Soon, there was another knock at the door. It was the milkman. His cart had broken down in front of the orphanage. The milk would spoil by the time the wheel was fixed. He asked George if he could use some free milk. George smiled as the milkman brought in ten large cans of milk. It was just enough for the 300 thirsty children.
Here is the $64,000 question: how many of us can honestly say, “I want to live like George Müller?” When life is good, our job is secure, our financial situation is sound, our health is perfect, our family is well, and the sun is shining on us, our need and our interest in trusting God can become nothing more than a spiritual afterthought. In fact, we might even ask the Lord to leave us and our current situation alone. We like not having anything in our lives that requires us to trust God. However, it is not only hard, it is really impossible, to learn to trust in God if we never have anything for which we need to trust Him!
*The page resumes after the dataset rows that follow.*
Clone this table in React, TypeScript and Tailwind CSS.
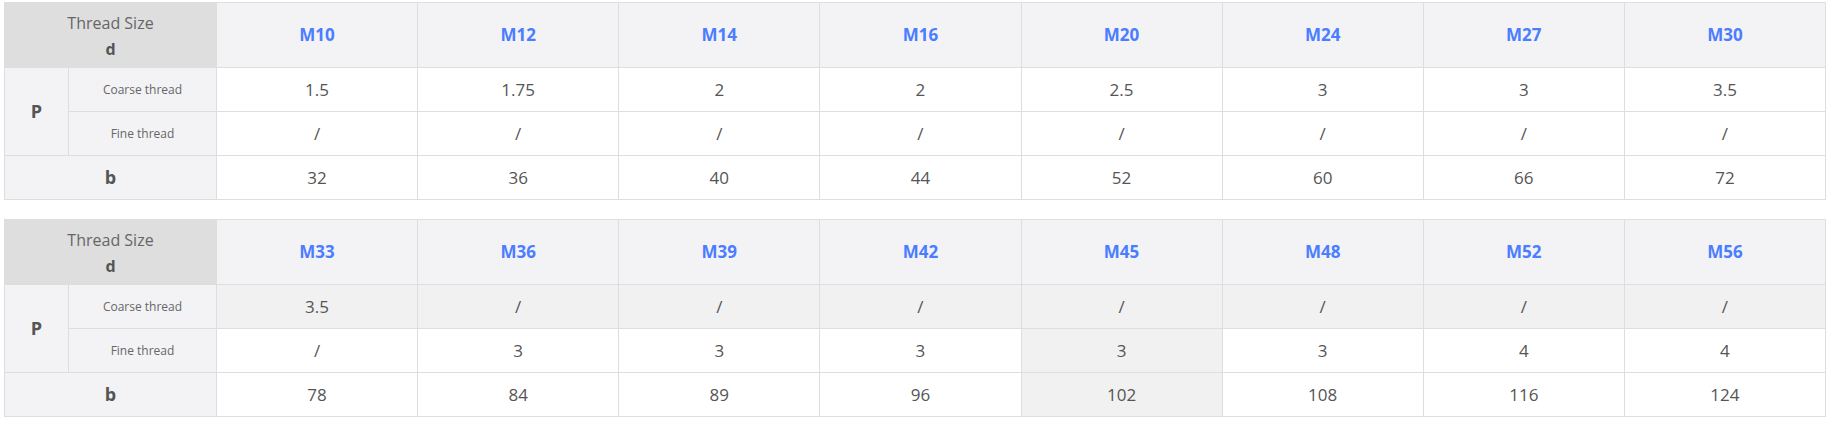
import React from "react";

type Spec = {
  sizes: string[];
  coarse: string[];
  fine: string[];
  b: string[];
  hoverRow?: "coarse";
  hoverCol?: number;
};

const tables: Spec[] = [
  {
    sizes: ["M10", "M12", "M14", "M16", "M20", "M24", "M27", "M30"],
    coarse: ["1.5", "1.75", "2", "2", "2.5", "3", "3", "3.5"],
    fine: ["/", "/", "/", "/", "/", "/", "/", "/"],
    b: ["32", "36", "40", "44", "52", "60", "66", "72"],
  },
  {
    sizes: ["M33", "M36", "M39", "M42", "M45", "M48", "M52", "M56"],
    coarse: ["3.5", "/", "/", "/", "/", "/", "/", "/"],
    fine: ["/", "3", "3", "3", "3", "3", "4", "4"],
    b: ["78", "84", "89", "96", "102", "108", "116", "124"],
    hoverRow: "coarse",
    hoverCol: 4,
  },
];

const cell = "border border-[#dedede] text-center align-middle";

function ThreadTable({ spec }: { spec: Spec }) {
  const val = (row: "coarse" | "fine" | "b", i: number) => {
    const inRow = spec.hoverRow === row;
    const hot = inRow || spec.hoverCol === i;
    const edge = inRow && i > 0 ? "border-l-[#f1f1f1]" : "";
    return `${cell} ${edge} text-[17px] text-[#555] ${hot ? "bg-[#f1f1f1]" : "bg-white"}`;
  };

  return (
    <table className="w-[1822px] table-fixed border-collapse">
      <colgroup>
        <col className="w-[64px]" />
        <col className="w-[148px]" />
        {spec.sizes.map((s) => (
          <col key={s} />
        ))}
      </colgroup>
      <tbody>
        <tr className="h-[65px]">
          <td colSpan={2} className={`${cell} bg-[#dedede] text-[16px] text-[#666]`}>
            <div className="leading-[28px]">Thread Size</div>
            <div className="leading-[24px] font-bold text-[#555]">d</div>
          </td>
          {spec.sizes.map((s) => (
            <td key={s} className={`${cell} bg-[#f3f3f6] text-[17px] font-bold text-[#4a7dff]`}>
              {s}
            </td>
          ))}
        </tr>
        <tr className="h-[44px]">
          <td rowSpan={2} className={`${cell} bg-[#f3f3f6] text-[18px] font-bold text-[#555]`}>
            P
          </td>
          <td className={`${cell} bg-[#f3f3f6] text-[12px] text-[#666]`}>Coarse thread</td>
          {spec.coarse.map((v, i) => (
            <td key={i} className={val("coarse", i)}>
              {v}
            </td>
          ))}
        </tr>
        <tr className="h-[44px]">
          <td className={`${cell} bg-[#f3f3f6] text-[12px] text-[#666]`}>Fine thread</td>
          {spec.fine.map((v, i) => (
            <td key={i} className={val("fine", i)}>
              {v}
            </td>
          ))}
        </tr>
        <tr className="h-[44px]">
          <td colSpan={2} className={`${cell} bg-[#f3f3f6] text-[18px] font-bold text-[#555]`}>
            b
          </td>
          {spec.b.map((v, i) => (
            <td key={i} className={val("b", i)}>
              {v}
            </td>
          ))}
        </tr>
      </tbody>
    </table>
  );
}

export default function App() {
  return (
    <div className="min-h-[422px] bg-white pl-[4px] pt-[2px] font-['Open_Sans',sans-serif]">
      <div className="flex flex-col gap-[19px]">
        {tables.map((t, i) => (
          <ThreadTable key={i} spec={t} />
        ))}
      </div>
    </div>
  );
}
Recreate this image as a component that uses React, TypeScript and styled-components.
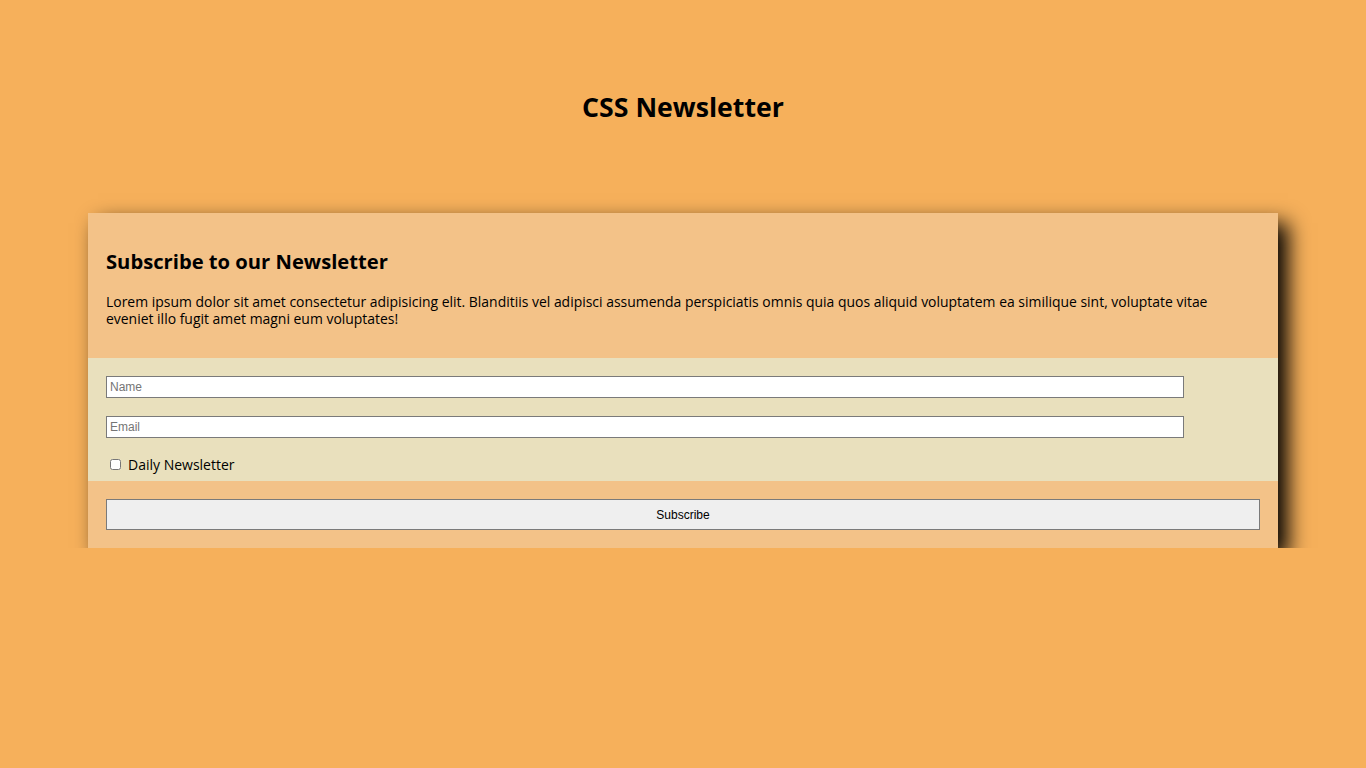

Trust: A Sign of Weakness or Strength?
We don’t like being in a vulnerable position where we cannot control the outcome. It stresses us out and fills us with the exhausting emotions of fear, anxiety, and apprehension. Here is a critical truth that we must know: Waiting and trusting on the Lord is not a sign of weakness; it is a sign of strength. David tells us, Wait for the Lord; be strong and let your heart take courage; yes, wait for the Lord (Psalm 27:14, NASB). This verse makes perfect sense once you understand that it is when we are waiting and trusting in the Lord that the greatest strength and courage are required of us. That is why it is so exhausting to trust in the Lord.
Trusting in God is hard work, but it is the kind of work that builds us up, emboldens us, and gives us great peace and confidence as we, time and time again, safely pass over one raging waterfall of life after another. Are you ready for the thrill of a lifetime? Then start exercising your faith and trust in the Lord. Climb into God’s wheelbarrow and hang on for the most exhilarating and freeing ride of your life!